The sound of norteña music has influences that date back to the 1840s, when Germans began settling in what is now southern Texas, according to Celestino Fernández, a retired sociology professor and consultant for the University of Arizona.
“They brought with them their music, and the accordion was a foundational instrument for the waltz and polka,” Dr. Fernández said. “Then the mexicanos, with the 12-string guitar, basically created música norteña.”
Guevara, who was born in Monterrey, Mexico, said his covers were the product of his background: He grew up listening to norteñas thanks to his father, who Guevara said played music on buses for tips in Mexico. When he moved to Houston with his family, at age 9, he was exposed to new genres of music in a new language. Later, Guevara’s wife, who is from Minnesota, introduced him to more new music from the wide range of American pop.
“Me, growing up, it’s the generation that grew up here listening to all the music in English, but also have family that listen to norteño,” Guevara said. “I get a lot of comments where people say, ‘You’re putting my two worlds together.’”
For decades, norteña music has mostly been popular in the regions where it originated: northern Mexico, the U.S. Southwest and California. But in recent years, the genre has gained a newfound recognition thanks, in part, to the prominence of other Latino acts like Bad Bunny and Peso Pluma. Both have collaborated with norteña bands.
Since Peso Pluma collaborated earlier this year with the regional Mexican band Eslabon Armado on “Ella Baila Sola” (“She Dances Alone”), the song has reached No. 4 on the Hot 100, Billboard’s mainstream pop chart, and it has been played more than 380 million times on YouTube.
“I didn’t think it would ever reach the level it has gotten to,” Guevara said of the current interest in norteña music. “It is a little surprising to see it blow up as much as it has.”
Dr. Fernández said some of norteña’s rise could be attributed to the growth of the Latino population in the United States.

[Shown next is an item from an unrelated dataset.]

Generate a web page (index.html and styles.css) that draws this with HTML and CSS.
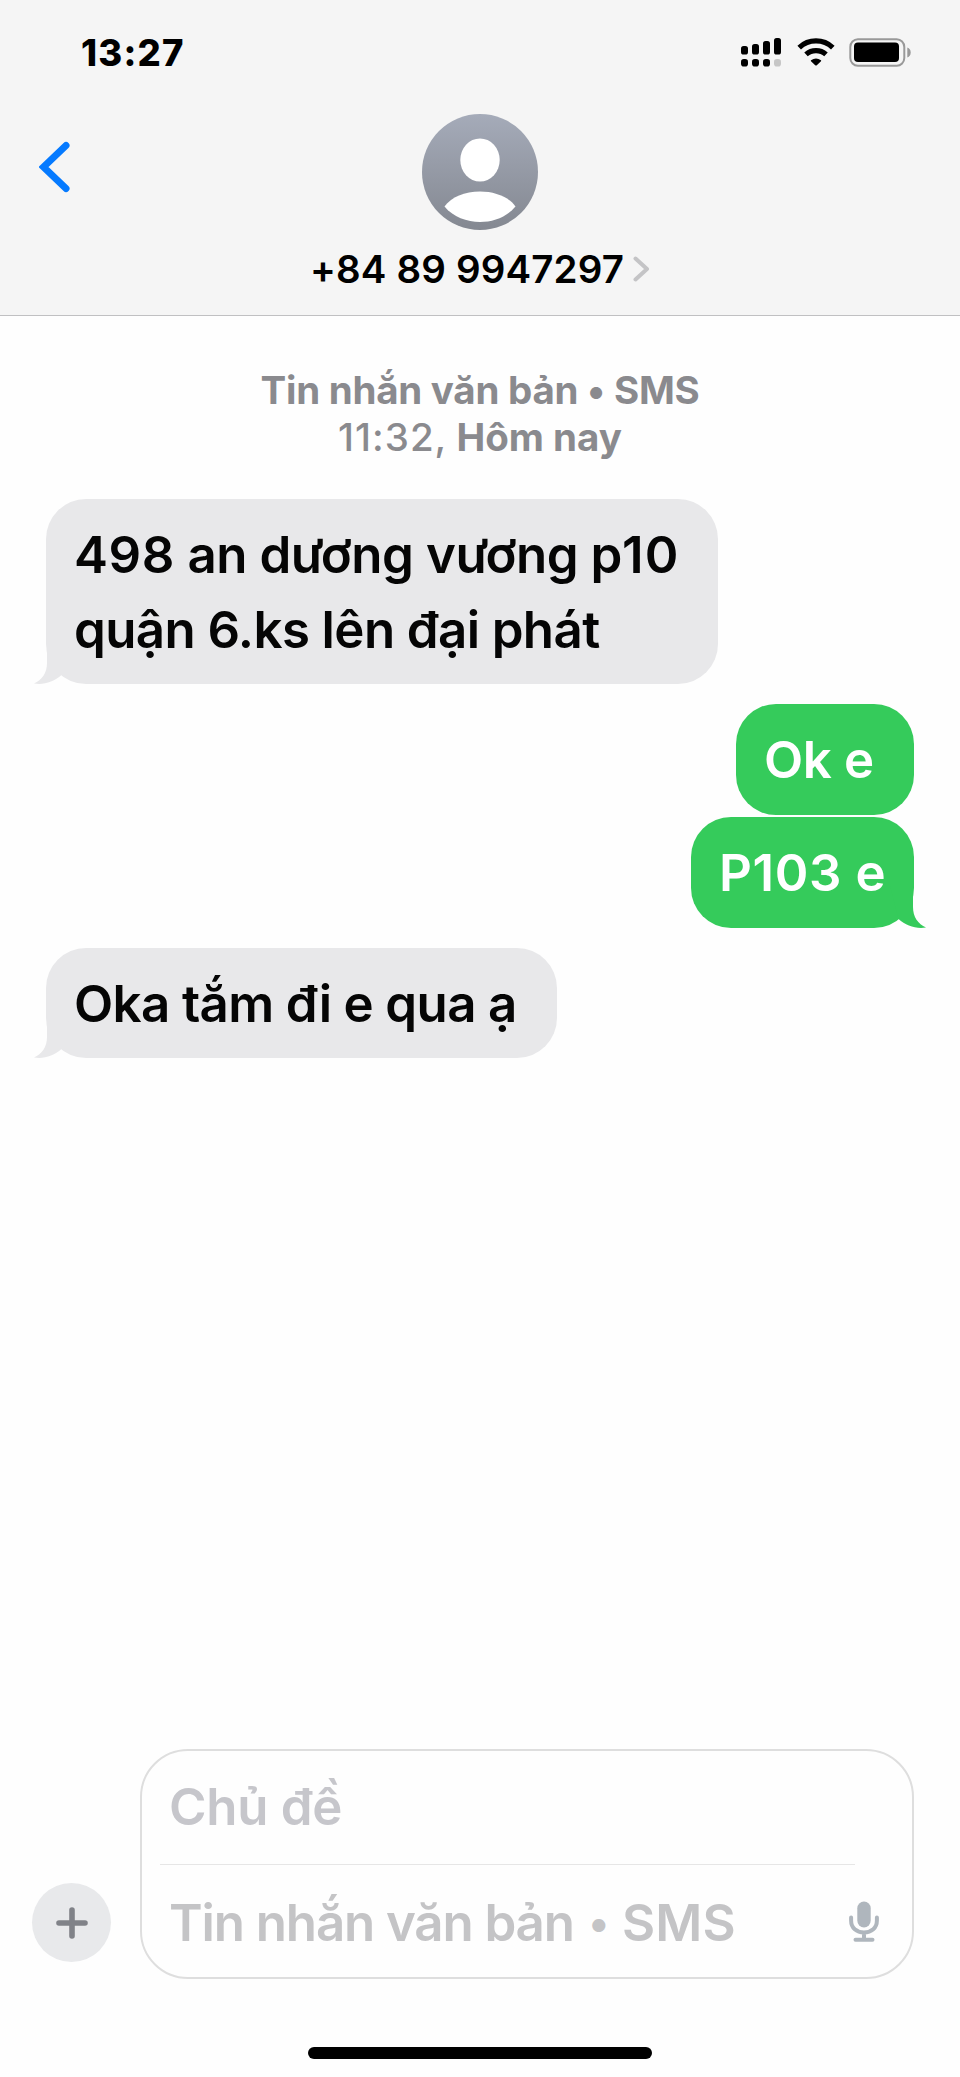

“I think what we’re seeing is there are more and more Mexican immigrants in the United States, particularly the Southwest, and people bring their culture with them,” he said. “Some of them have heard that music when they were kids in their homes, and maybe now they’re reconnecting to it.”
Catherine Ragland, a professor of ethnomusicology at University of North Texas, said she had noticed the interest in her own neighborhood. Teens who were once playing rap and reggaeton from their cars, she said, are now blasting regional Mexican music.
For immigrants who moved to the United States recently or at a young age, listening to more traditional music can be a way to connect to their culture, Dr. Ragland said.
“This is a way to feel more authentically Mexican and really connect with that,” Dr. Ragland said. “The more they go back to these older styles, the more you feel like you’re truly connected to something.”
But perhaps a more simple explanation for norteña music’s new popularity is that it’s catchy and easy to move to.
“Norteña music is dance music,” Dr. Fernández said. “When you have events, people like to dance — and Mexicans and Mexican Americans have a lot of events around.”
Across Mexico and parts of the United States, norteña bands are often hired to play at celebrations for baptisms, first communions, weddings and even funerals, Dr. Fernández said. In Houston, the EZ Band has played at bars, parties and, recently, a halftime show at a Major League Soccer match.
After discovering the EZ Band on social media, Juan Loya, director of multicultural marketing for the Houston Dynamo, reached out to the band and invited it to perform.
Mr. Loya, 45, grew up in Houston and said that the band’s music resonated with him because his parents came from Mexico, and he used to listen to norteña music at parties and other events. Mr. Loya said that he thought the largely Hispanic Dynamo fan base would enjoy it, too.
“Hearing it in a different lens or in a different flavor,” Mr. Loya said of the EZ Band’s norteña sound, “it’s definitely really impactful to me, and I think I’m not alone in that.”
Adriana Torres, 38, of Maryland, said that she learned about the EZ Band while scrolling through social media, and she was hooked to the sound.
“It immediately took me back years,” Ms. Torres said, adding that she grew up listening to norteñas and other Mexican genres.
“It really touches people like me who are Mexican Americans, but also everyone,” she said. “It exposes our music in that style.”